The British government could save at least £20bn a year by modernising IT systems, tackling fraud and getting a grip on failing mega-projects such as the HS2 rail line, according to the head of the UK government’s independent spending watchdog.

To be candid, I really do not doubt it.

But imagine how much more it could save if it stopped pretending that so much of the public sector was made up of independent organisations competing with each other rather than cooperating to provide integrated services.

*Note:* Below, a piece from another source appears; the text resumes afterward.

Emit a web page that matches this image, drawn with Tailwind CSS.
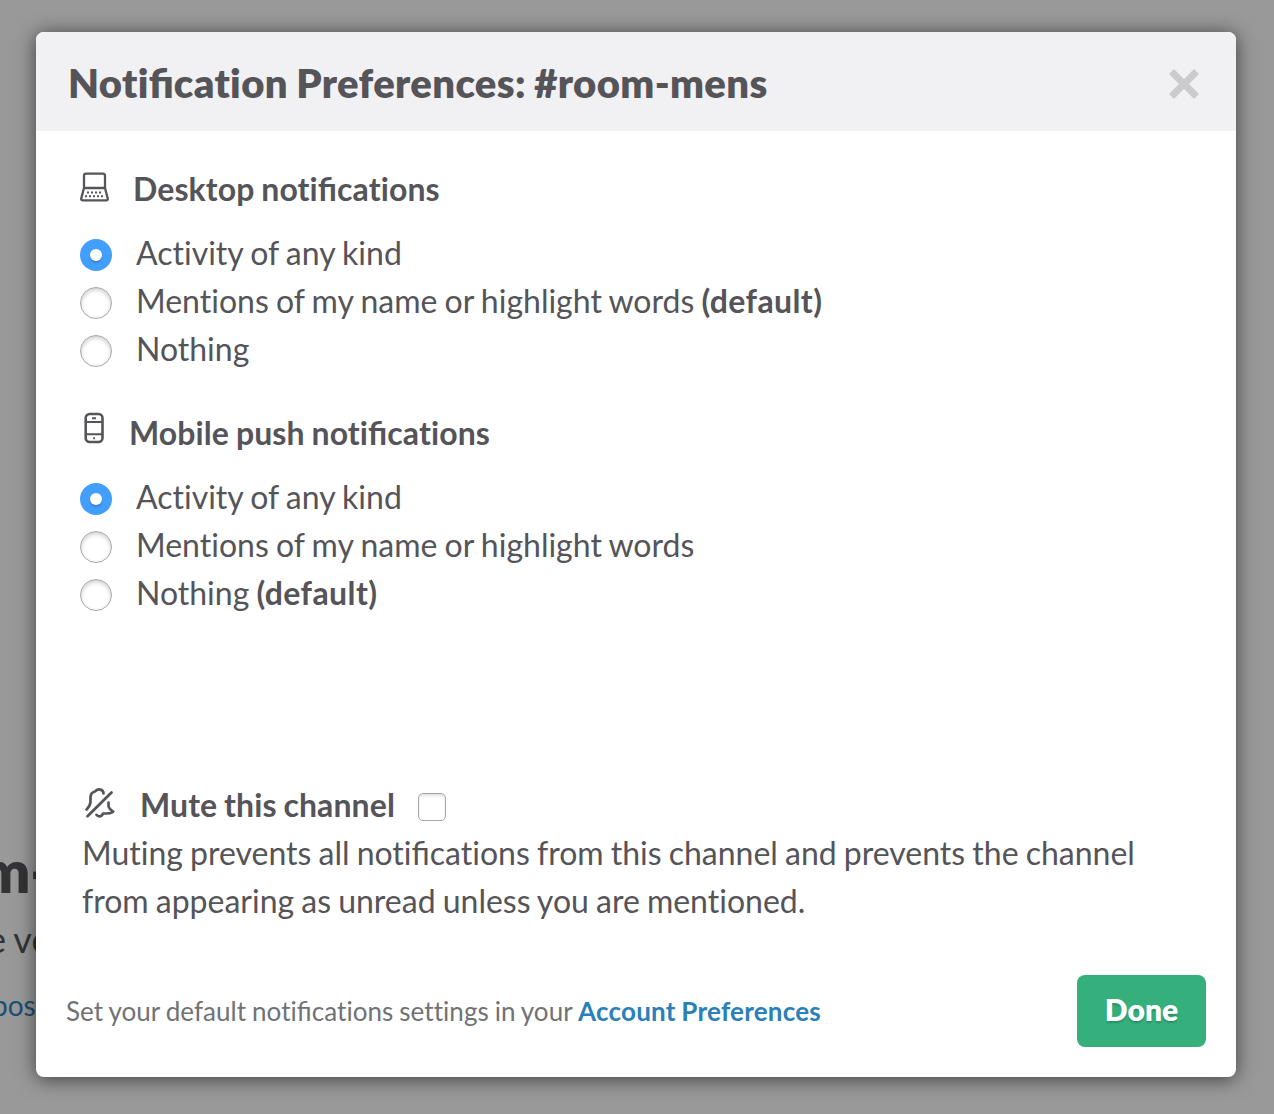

Take this on the NHS. There are:

  • 42 integrated care boards, which each have an integrated care partnerships
  • 229 total number of trusts, including 154 foundation trusts
  • 50 mental health trusts
  • 10 ambulance trusts
  • 124 acute trusts

Each of these will spend its life:

  • Creating duplicated policy
  • Accounting furiously to each other, billing like crazy and employing an army of accountants to reconcile the results
  • Have its own PR and comms teams
  • Spend a fortune on websites, glossy annual reports and more
  • Duplicate management structures

And all for no gain and a lot of cost. Regional strategic health authorities could solve that.

And then there is education, where in 2022 (I struggled to find more up-to-date information quickly), there were 2,539 multi-academy trusts operating in England, made up of nearly 10,000 schools. That still left 17,500 outside trusts, rather surprisingly, but all these trusts suffer all the problems noted above, and destroy the chance of integrated education provision in any area, which should be the goal.

What if we got rid of all this nonsense? What would that save?